While most AI validation is performed on Linux-based workstations using standard datasets, BabyChecker’s approach recognizes a key operational truth: accuracy on a server does not guarantee accuracy on a mobile phone. To deliver clinically safe predictions for gestational age, fetal presentation, and placenta location, BabyChecker’s models are tested and validated directly within Android.
Identifying discrepancies between development and deployment
Our deep learning engineering team compares Android inference outputs to Linux-based references during validation cycles. In doing so, they encountered slight but consistent differences in prediction values, despite using the same input data. Investigation revealed the cause: different image preprocessing libraries produced slight pixel-level variations. Although small, these changes were enough to alter AI output in a way that crossed clinical relevance thresholds.

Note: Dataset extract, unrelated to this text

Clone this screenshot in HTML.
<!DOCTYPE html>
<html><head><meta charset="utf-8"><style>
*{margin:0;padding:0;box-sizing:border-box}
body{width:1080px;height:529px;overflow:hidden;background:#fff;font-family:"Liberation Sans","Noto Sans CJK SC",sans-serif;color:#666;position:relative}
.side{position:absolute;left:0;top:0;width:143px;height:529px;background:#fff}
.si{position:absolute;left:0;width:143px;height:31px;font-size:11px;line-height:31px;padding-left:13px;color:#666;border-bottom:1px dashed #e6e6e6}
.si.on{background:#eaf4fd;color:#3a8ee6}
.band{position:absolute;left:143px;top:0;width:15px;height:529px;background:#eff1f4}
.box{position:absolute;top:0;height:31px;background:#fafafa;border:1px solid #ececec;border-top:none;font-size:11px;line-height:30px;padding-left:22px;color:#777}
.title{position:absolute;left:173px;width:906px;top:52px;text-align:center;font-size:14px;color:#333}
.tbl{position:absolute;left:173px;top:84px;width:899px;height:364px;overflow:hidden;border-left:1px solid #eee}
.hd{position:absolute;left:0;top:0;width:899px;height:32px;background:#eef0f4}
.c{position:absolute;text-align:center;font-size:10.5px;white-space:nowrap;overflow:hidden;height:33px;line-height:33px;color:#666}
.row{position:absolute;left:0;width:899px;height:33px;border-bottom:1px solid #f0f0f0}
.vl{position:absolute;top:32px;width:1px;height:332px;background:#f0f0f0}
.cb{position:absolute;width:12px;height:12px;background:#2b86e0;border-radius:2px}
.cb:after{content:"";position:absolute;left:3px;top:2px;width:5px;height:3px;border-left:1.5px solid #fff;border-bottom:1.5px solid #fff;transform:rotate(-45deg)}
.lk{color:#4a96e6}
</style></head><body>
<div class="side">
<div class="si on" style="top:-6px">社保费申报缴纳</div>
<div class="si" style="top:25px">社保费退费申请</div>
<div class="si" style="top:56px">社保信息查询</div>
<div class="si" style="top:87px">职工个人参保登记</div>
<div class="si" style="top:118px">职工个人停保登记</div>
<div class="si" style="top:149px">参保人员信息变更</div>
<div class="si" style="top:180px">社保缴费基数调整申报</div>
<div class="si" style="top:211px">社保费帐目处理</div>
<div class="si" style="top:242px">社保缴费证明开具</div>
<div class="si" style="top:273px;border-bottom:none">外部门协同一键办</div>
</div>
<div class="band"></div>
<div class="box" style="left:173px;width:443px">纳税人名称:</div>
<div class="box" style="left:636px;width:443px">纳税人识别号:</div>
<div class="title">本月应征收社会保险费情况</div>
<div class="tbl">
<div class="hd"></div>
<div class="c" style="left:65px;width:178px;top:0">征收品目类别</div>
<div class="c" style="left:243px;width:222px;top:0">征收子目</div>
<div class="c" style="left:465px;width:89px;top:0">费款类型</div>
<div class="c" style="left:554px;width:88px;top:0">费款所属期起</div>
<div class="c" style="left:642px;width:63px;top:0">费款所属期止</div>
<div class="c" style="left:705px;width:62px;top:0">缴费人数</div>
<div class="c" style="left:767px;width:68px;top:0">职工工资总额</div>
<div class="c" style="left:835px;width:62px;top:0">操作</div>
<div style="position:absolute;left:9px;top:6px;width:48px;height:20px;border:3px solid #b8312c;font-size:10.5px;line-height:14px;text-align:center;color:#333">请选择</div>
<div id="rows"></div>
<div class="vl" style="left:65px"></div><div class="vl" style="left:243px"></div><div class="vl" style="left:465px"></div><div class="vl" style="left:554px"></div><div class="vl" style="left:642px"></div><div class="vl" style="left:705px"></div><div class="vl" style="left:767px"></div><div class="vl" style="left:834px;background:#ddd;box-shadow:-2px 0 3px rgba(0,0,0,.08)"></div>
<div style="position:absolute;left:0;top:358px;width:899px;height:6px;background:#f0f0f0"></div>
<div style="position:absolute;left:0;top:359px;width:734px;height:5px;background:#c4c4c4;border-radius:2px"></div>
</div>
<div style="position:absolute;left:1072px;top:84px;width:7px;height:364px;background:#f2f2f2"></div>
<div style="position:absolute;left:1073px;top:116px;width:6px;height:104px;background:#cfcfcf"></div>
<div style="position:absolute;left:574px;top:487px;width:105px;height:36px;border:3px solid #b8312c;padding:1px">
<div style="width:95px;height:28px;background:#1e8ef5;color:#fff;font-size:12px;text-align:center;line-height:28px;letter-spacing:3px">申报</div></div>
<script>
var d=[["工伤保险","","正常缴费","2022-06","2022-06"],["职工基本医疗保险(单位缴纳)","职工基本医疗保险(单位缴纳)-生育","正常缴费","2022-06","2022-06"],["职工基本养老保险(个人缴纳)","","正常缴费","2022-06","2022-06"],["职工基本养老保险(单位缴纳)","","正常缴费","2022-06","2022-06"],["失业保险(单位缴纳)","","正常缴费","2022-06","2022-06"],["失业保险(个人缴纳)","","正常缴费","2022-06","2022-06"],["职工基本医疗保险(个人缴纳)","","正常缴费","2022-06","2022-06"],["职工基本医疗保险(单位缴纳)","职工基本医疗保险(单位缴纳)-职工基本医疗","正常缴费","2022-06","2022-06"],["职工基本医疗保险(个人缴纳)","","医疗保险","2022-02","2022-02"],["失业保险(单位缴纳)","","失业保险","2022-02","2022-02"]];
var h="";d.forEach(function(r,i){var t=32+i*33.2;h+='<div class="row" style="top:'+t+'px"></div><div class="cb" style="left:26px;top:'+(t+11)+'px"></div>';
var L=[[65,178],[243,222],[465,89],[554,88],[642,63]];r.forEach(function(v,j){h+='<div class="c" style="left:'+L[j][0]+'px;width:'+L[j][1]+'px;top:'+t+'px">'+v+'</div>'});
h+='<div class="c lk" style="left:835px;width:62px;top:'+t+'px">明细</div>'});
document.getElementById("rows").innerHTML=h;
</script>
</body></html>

This phenomenon is consistent with chaos theory, where minimal changes in initial conditions produce unpredictable downstream effects. In AI, such effects cause adversarial errors, even when logical pipelines appear identical.
Aligning pipelines and enforcing consistency
To address this, preprocessing workflows were standardized across platforms using OpenCV. This ensured that images passed to the AI model on Android would match those seen during training and validation in Linux.

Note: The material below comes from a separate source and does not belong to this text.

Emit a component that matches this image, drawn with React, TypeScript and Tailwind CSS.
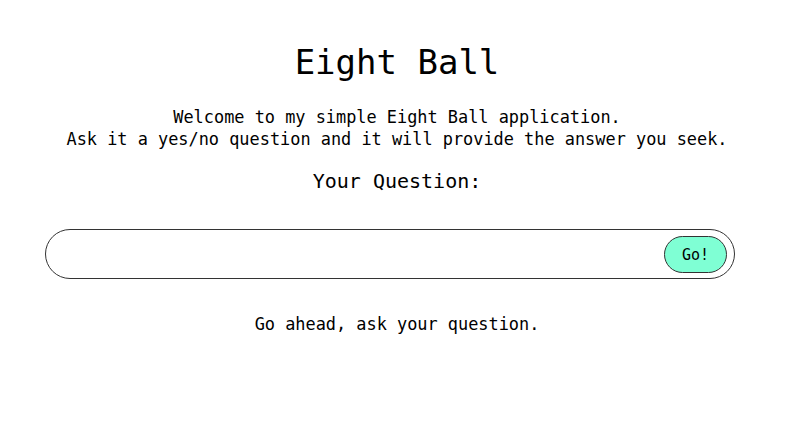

To monitor ongoing consistency, the team developed unit tests that:
- Accept raw ultrasound frames
- Apply standardized preprocessing
- Run inference on-device
- Compare predictions to validated reference results
The tests are performed on real Android devices, covering multiple cases from the BabyChecker validation set.

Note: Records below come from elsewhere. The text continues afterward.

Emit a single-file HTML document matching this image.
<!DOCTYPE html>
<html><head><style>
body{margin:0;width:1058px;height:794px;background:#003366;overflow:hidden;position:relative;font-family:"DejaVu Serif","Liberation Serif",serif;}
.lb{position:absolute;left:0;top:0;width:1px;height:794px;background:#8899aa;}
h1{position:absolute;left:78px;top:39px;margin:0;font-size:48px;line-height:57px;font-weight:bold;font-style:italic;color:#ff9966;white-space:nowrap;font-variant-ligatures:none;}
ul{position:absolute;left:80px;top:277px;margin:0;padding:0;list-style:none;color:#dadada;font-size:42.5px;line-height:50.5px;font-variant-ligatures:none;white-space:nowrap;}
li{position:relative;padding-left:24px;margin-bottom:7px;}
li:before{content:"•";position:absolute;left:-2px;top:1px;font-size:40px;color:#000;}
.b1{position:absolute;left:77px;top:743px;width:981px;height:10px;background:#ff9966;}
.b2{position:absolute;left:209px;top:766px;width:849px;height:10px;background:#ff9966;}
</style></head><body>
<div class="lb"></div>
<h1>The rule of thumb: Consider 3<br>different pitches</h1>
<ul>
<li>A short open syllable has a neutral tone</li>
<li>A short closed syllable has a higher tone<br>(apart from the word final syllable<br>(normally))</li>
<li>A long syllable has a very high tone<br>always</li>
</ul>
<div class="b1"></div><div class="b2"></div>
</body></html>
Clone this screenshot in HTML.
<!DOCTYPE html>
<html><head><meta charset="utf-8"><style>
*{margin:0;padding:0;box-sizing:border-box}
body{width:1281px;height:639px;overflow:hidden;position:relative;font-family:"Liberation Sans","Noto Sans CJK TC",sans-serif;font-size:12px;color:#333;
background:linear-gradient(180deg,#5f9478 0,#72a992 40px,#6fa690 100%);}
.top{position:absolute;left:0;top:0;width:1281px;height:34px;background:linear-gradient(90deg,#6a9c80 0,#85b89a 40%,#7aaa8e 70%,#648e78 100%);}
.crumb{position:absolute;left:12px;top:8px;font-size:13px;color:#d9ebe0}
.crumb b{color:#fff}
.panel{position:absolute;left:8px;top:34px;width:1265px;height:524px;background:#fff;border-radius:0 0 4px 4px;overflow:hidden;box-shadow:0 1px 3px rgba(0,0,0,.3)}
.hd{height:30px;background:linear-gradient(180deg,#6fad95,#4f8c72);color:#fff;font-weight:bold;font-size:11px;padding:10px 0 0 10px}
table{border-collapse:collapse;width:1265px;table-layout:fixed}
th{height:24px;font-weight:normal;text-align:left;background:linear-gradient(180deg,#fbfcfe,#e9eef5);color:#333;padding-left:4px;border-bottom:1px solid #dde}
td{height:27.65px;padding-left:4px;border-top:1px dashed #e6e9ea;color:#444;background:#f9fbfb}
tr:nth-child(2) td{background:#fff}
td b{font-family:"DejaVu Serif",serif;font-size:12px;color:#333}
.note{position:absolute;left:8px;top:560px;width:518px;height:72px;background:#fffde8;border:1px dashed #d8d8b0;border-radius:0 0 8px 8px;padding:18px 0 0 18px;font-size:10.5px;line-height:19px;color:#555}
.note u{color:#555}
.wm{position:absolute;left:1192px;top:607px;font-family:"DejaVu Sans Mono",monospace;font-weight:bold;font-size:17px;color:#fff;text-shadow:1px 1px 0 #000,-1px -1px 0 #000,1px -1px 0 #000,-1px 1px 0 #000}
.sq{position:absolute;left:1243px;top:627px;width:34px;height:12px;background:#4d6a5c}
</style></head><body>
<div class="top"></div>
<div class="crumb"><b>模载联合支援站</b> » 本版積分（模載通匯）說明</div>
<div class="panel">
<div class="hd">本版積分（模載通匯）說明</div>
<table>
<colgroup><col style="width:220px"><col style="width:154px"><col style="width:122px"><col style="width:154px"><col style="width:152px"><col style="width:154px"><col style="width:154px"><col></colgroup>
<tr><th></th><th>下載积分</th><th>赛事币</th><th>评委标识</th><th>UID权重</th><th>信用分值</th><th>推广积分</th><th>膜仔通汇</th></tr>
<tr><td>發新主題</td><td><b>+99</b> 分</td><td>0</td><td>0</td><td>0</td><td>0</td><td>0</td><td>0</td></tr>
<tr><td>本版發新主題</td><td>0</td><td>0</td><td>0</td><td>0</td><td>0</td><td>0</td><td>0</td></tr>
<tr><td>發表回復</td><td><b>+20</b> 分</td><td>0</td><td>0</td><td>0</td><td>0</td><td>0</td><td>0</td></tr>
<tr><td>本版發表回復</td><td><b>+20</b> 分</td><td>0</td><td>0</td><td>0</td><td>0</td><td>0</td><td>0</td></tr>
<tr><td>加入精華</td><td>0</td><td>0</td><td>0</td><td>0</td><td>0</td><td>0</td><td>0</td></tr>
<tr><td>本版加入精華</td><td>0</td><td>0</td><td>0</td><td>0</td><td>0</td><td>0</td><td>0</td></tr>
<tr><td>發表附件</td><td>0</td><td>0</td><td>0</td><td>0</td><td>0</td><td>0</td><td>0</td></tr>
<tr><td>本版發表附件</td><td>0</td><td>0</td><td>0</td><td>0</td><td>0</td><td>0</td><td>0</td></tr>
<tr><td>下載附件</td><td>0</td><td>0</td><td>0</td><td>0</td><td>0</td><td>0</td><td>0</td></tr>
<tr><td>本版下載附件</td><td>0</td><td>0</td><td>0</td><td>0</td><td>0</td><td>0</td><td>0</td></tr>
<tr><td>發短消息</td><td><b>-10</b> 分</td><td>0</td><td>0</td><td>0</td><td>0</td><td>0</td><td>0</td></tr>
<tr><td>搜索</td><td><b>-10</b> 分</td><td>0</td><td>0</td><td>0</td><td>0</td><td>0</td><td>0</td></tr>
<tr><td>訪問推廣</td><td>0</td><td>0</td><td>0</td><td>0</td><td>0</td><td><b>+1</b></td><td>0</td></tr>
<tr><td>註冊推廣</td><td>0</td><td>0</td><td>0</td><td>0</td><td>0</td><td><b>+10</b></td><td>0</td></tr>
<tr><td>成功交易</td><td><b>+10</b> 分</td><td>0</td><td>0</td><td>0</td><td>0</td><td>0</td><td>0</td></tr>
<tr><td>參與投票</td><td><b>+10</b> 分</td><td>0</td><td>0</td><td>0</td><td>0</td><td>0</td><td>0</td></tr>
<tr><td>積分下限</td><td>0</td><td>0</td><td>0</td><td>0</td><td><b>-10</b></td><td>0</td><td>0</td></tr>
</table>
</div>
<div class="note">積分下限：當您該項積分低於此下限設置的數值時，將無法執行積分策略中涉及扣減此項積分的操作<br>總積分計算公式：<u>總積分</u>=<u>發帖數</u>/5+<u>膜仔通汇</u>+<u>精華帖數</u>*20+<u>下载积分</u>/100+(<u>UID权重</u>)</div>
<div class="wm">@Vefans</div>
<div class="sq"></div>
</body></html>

Running complete validation sets on Android
Beyond unit tests, BabyChecker supports complete validation of its AI models in real-world conditions. Engineers import raw scan data and run inference locally across entire validation and test sets through a developer mode in the mobile application. The resulting predictions are exported in JSON format and evaluated for accuracy, sensitivity, specificity, and mean absolute error.
This approach ensures transparency and performance consistency in the environments that matter most: remote clinics, community health posts, and mobile outreach settings.
Metrics that matter
BabyChecker’s AI has been validated on a multicountry dataset spanning Kenya, Zambia, Malawi, and Honduras. When compared with expert sonographers, the results showed:
- Gestational Age: Mean Absolute Error of 5.58 days
- Fetal Presentation: AUC of 0.99
- Placenta Localization: AUC of 0.93
These values confirm the model’s ability to provide clinically practical guidance in settings where standard ultrasound is unavailable and the alternative is often limited to abdominal palpation.
Conclusion
Deploying AI for maternal health in low-resource environments requires more than model accuracy on paper. It requires on-device validation, consistent performance, and technical reliability under real-world conditions. BabyChecker meets this requirement by aligning its AI development with its operational context, validating models on Android, in the field, and in the hands of the health workers it is designed to support.